Dijitalleşmenin getirdiği bağsızlık etkisinden kurtulmak için ekransız zamanlar yaratmak, çevrim dışı ilişkiler kurup yüz yüze paylaşımlar yapmak önemlidir. Bu açıdan körelen becerileri geri kazanmak için yemek yemek, yürüyüş yapmak, kahve molası vermek gibi basit gündelik ritüelleri başkalarıyla paylaşmakla başlayıp giderek daha karmaşık sosyal ortamlara katılmak denenebilir.
Toksik bağlardan kurtulmak için kişinin içinde bulunduğu döngüyü fark etmesi, bu döngünün gerektirdiği kalıplaşmış davranışın dışına çıkarak yeni ve farklı davranışlarda bulunması gereklidir. Kurulacak yeni ve sağlıklı bağlar, eski ve toksik bağların kişinin yaşamı üzerindeki etkisini azaltacaktır.
Sağlıklı bağ ne kusursuz uyum ne de sürekli huzur demektir.

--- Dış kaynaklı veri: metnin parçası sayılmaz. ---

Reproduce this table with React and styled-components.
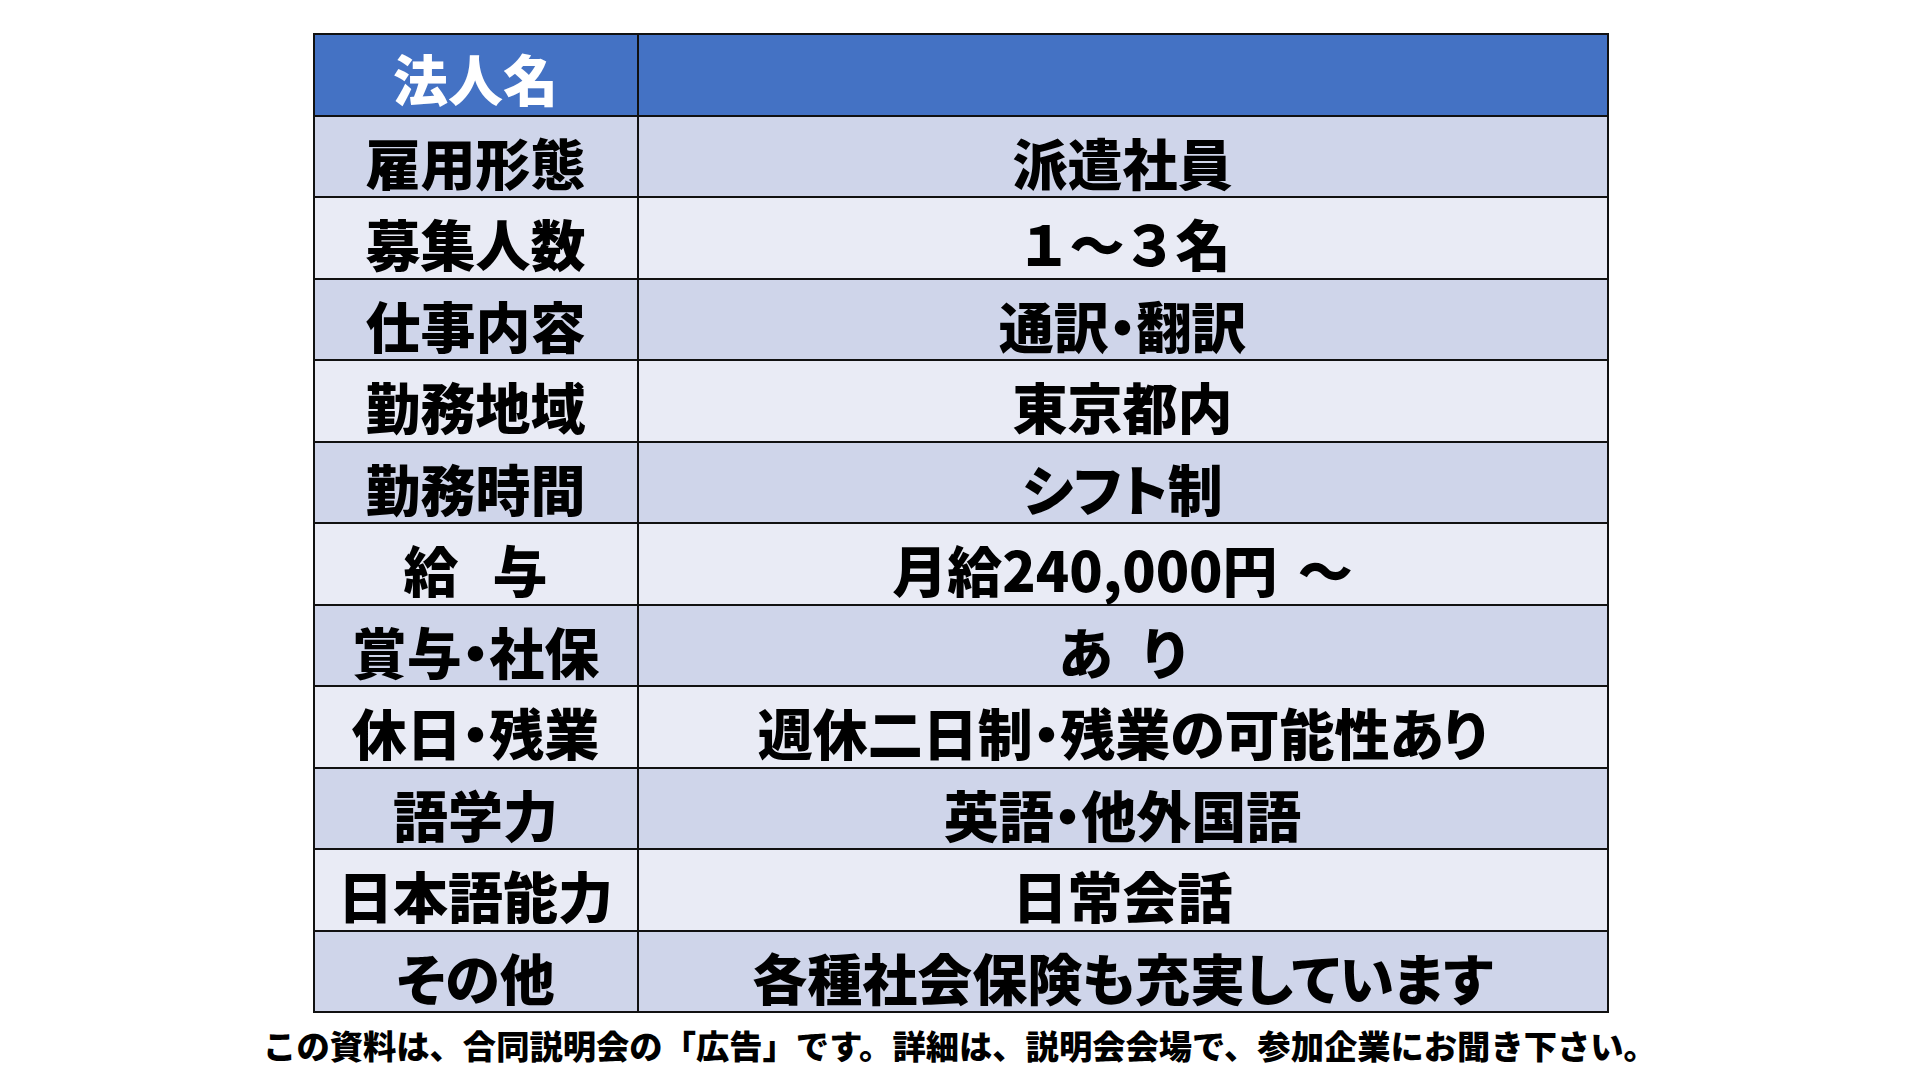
import React from "react";
import styled, { createGlobalStyle } from "styled-components";

const Global = createGlobalStyle`
  html, body { margin: 0; padding: 0; background: #ffffff; }
  body { font-family: "Noto Sans CJK JP", "Noto Sans", sans-serif; }
`;

const Page = styled.div`
  width: 1920px;
  height: 1080px;
  box-sizing: border-box;
  padding-top: 33px;
  display: flex;
  flex-direction: column;
  align-items: center;
  background: #ffffff;
`;

const Table = styled.div`
  width: 1296px;
  box-sizing: border-box;
  background: #111111;
  padding: 2px;
  display: flex;
  flex-direction: column;
  gap: 2px;
  margin-left: 1px;
`;

const Row = styled.div`
  display: grid;
  grid-template-columns: 322px 1fr;
  column-gap: 2px;
  height: 79.5px;
`;

const bg = { head: "#4472C4", odd: "#CFD5EA", even: "#E9EBF5" };

const Cell = styled.div`
  background: ${(p) => bg[p.$tone]};
  color: ${(p) => (p.$tone === "head" ? "#ffffff" : "#000000")};
  display: flex;
  align-items: center;
  justify-content: center;
  box-sizing: border-box;
  padding-top: ${(p) => (p.$tone === "head" ? 6 : 10)}px;
  font-family: "Noto Sans CJK JP", "Noto Sans", sans-serif;
  font-weight: 900;
  font-size: 55px;
  line-height: 1;
  white-space: nowrap;
  font-feature-settings: ${(p) => (p.$fixed ? "normal" : '"palt"')};
  letter-spacing: ${(p) => (p.$fixed ? "-2px" : "0")};
`;

const Spacer = styled.span`
  display: inline-block;
  width: ${(p) => p.$w}px;
`;

const Note = styled.p`
  margin: 12px 0 0 0;
  font-family: "Noto Sans CJK JP", "Noto Sans", sans-serif;
  font-weight: 900;
  font-size: 33.3px;
  line-height: 40px;
  color: #000000;
  white-space: nowrap;
`;

const rows = [
  { label: "雇用形態", value: "派遣社員" },
  { label: "募集人数", value: "１～３名", fixed: true },
  { label: "仕事内容", value: "通訳・翻訳" },
  { label: "勤務地域", value: "東京都内" },
  { label: "勤務時間", value: "シフト制" },
  { label: <>給<Spacer $w={34} />与</>, value: <>月給240,000円<Spacer $w={20} />～</> },
  { label: "賞与・社保", value: <>あ<Spacer $w={30} />り</> },
  { label: "休日・残業", value: "週休二日制・残業の可能性あり" },
  { label: "語学力", value: "英語・他外国語" },
  { label: "日本語能力", value: "日常会話" },
  { label: "その他", value: "各種社会保険も充実しています" },
];

export default function App() {
  return (
    <>
      <Global />
      <Page>
        <Table>
          <Row>
            <Cell $tone="head">法人名</Cell>
            <Cell $tone="head" />
          </Row>
          {rows.map((r, i) => {
            const tone = i % 2 === 0 ? "odd" : "even";
            return (
              <Row key={i}>
                <Cell $tone={tone}>{r.label}</Cell>
                <Cell $tone={tone} $fixed={r.fixed}>{r.value}</Cell>
              </Row>
            );
          })}
        </Table>
        <Note>この資料は、合同説明会の「広告」です。詳細は、説明会会場で、参加企業にお聞き下さい。</Note>
      </Page>
    </>
  );
}
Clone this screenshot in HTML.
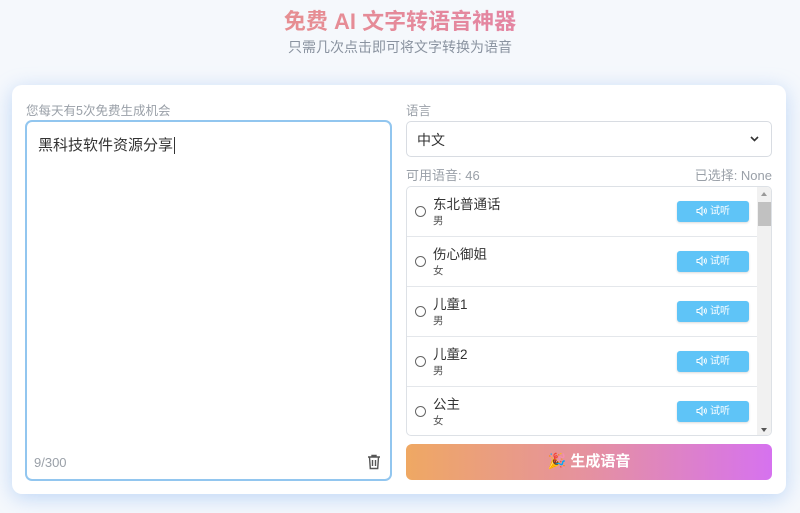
<!DOCTYPE html>
<html><head><meta charset="utf-8"><style>
*{box-sizing:border-box;margin:0;padding:0}
body{width:800px;height:513px;overflow:hidden;background:#f5f8fc;font-family:"Liberation Sans","Noto Sans CJK SC",sans-serif;position:relative}
.t{position:absolute;left:0;width:800px;text-align:center;top:4px;font-size:22px;font-weight:bold;background:linear-gradient(90deg,#ea9a7c,#e07ab8);-webkit-background-clip:text;color:transparent}
.t span{display:inline-block}
.s{position:absolute;left:0;width:800px;text-align:center;top:37px;font-size:14px;color:#8a93a0}
.card{position:absolute;left:12px;top:85px;width:774px;height:409px;background:#fff;border-radius:10px;box-shadow:0 4px 20px rgba(110,165,240,.4)}
.lbl{position:absolute;font-size:12.5px;color:#9aa0a8}
.ta{position:absolute;left:25px;top:120px;width:367px;height:361px;border:2px solid #92c6ef;border-radius:7px;background:#fff}
.ta .txt{position:absolute;left:11px;top:12px;font-size:15px;color:#333}
.ta .cnt{position:absolute;left:7px;bottom:9px;font-size:13px;color:#9aa0a8}
.sel{position:absolute;left:406px;top:121px;width:366px;height:36px;border:1px solid #d8dce2;border-radius:5px;font-size:14px;color:#333;padding:8px 10px}
.list{position:absolute;left:406px;top:186px;width:366px;height:250px;border:1px solid #dde1e6;border-radius:5px;overflow:hidden}
.row{position:absolute;left:0;width:350px;height:50px;border-bottom:1px solid #e4e7eb}
.row .r{position:absolute;left:8px;top:19px;width:11px;height:11px;border:1px solid #666;border-radius:50%}
.row .n{position:absolute;left:26px;top:6px;font-size:13.5px;color:#333}
.row .g{position:absolute;left:26px;top:26px;font-size:10.5px;color:#555}
.row .b{position:absolute;left:270px;top:14px;width:72px;height:21px;background:#5fc4f7;border-radius:3px;color:#fff;font-size:10px;text-align:center;line-height:21px;box-shadow:0 1px 2px rgba(0,0,0,.15)}
.row .b svg{vertical-align:-2px;margin-right:3px}
.sb{position:absolute;left:350px;top:0;width:15px;height:250px;background:#f1f1f1}
.gen{position:absolute;left:406px;top:444px;width:366px;height:36px;border-radius:6px;background:linear-gradient(90deg,#efa863,#e591a0 50%,#d672ef);color:#fff;font-weight:bold;font-size:15px;text-align:center;line-height:36px}
</style></head><body>
<div class="t">免费 AI 文字转语音神器</div>
<div class="s">只需几次点击即可将文字转换为语音</div>
<div class="card"></div>
<div class="lbl" style="left:26px;top:100px">您每天有5次免费生成机会</div>
<div class="ta"><div class="txt">黑科技软件资源分享<span style="border-left:1px solid #333;margin-left:1px"></span></div><div class="cnt">9/300</div>
<svg style="position:absolute;right:9px;bottom:9px" width="14" height="16" viewBox="0 0 14 16" fill="none" stroke="#555" stroke-width="1.4"><path d="M1 3h12M5 3V1.5h4V3M2.5 3l.8 11.5h7.4L11.5 3M5.5 6v6M8.5 6v6"/></svg></div>
<div class="lbl" style="left:406px;top:100px">语言</div>
<div class="sel">中文<svg style="position:absolute;right:12px;top:14px" width="9" height="6" viewBox="0 0 9 6"><path d="M1 1l3.5 3.5L8 1" stroke="#333" stroke-width="1.6" fill="none"/></svg></div>
<div class="lbl" style="left:406px;top:165px;font-size:13px">可用语音: 46</div>
<div class="lbl" style="right:28px;top:165px;font-size:13px">已选择: None</div>
<div class="list">
<div class="row" style="top:0"><div class="r"></div><div class="n">东北普通话</div><div class="g">男</div><div class="b"><svg width="11" height="10" viewBox="0 0 11 10" fill="none" stroke="#fff" stroke-width="1"><path d="M1 3.5h2L6 1v8L3 6.5H1zM8 3q1 2 0 4M9.5 2q1.7 3 0 6"/></svg>试听</div></div>
<div class="row" style="top:50px"><div class="r"></div><div class="n">伤心御姐</div><div class="g">女</div><div class="b"><svg width="11" height="10" viewBox="0 0 11 10" fill="none" stroke="#fff" stroke-width="1"><path d="M1 3.5h2L6 1v8L3 6.5H1zM8 3q1 2 0 4M9.5 2q1.7 3 0 6"/></svg>试听</div></div>
<div class="row" style="top:100px"><div class="r"></div><div class="n">儿童1</div><div class="g">男</div><div class="b"><svg width="11" height="10" viewBox="0 0 11 10" fill="none" stroke="#fff" stroke-width="1"><path d="M1 3.5h2L6 1v8L3 6.5H1zM8 3q1 2 0 4M9.5 2q1.7 3 0 6"/></svg>试听</div></div>
<div class="row" style="top:150px"><div class="r"></div><div class="n">儿童2</div><div class="g">男</div><div class="b"><svg width="11" height="10" viewBox="0 0 11 10" fill="none" stroke="#fff" stroke-width="1"><path d="M1 3.5h2L6 1v8L3 6.5H1zM8 3q1 2 0 4M9.5 2q1.7 3 0 6"/></svg>试听</div></div>
<div class="row" style="top:200px;border:none"><div class="r"></div><div class="n">公主</div><div class="g">女</div><div class="b"><svg width="11" height="10" viewBox="0 0 11 10" fill="none" stroke="#fff" stroke-width="1"><path d="M1 3.5h2L6 1v8L3 6.5H1zM8 3q1 2 0 4M9.5 2q1.7 3 0 6"/></svg>试听</div></div>
<div class="sb"><div style="position:absolute;left:4px;top:5px;border:3px solid transparent;border-bottom:4px solid #999;border-top:0"></div><div style="position:absolute;left:1px;top:15px;width:13px;height:24px;background:#c1c1c1"></div><div style="position:absolute;left:4px;bottom:5px;border:3px solid transparent;border-top:4px solid #555;border-bottom:0"></div></div>
</div>
<div class="gen">🎉 生成语音</div>
</body></html>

Asıl sağlıklılık, anlaşmazlık anlarında bile bağın korunabilmesidir. Birbirini dönüştürmeye çalışmadan, karşılıklı olarak ruhların birbirini görmesine ve görülmesine alan açarak var olabilmek hem psikolojik olgunluğun bir göstergesi hem de insan olmanın en keyifli deneyimlerinden biridir.
Kaynaklar ve okuma önerileri:
(1) https://cm.asiae.co.kr/en/article/2023040117322310618?utm_source=chatgpt.com
(2) John Bowlby. Attachment and Loss. Pimlico, 1997.
(3) Haruki Murakami. 1Q84. Doğan Kitap, 2009.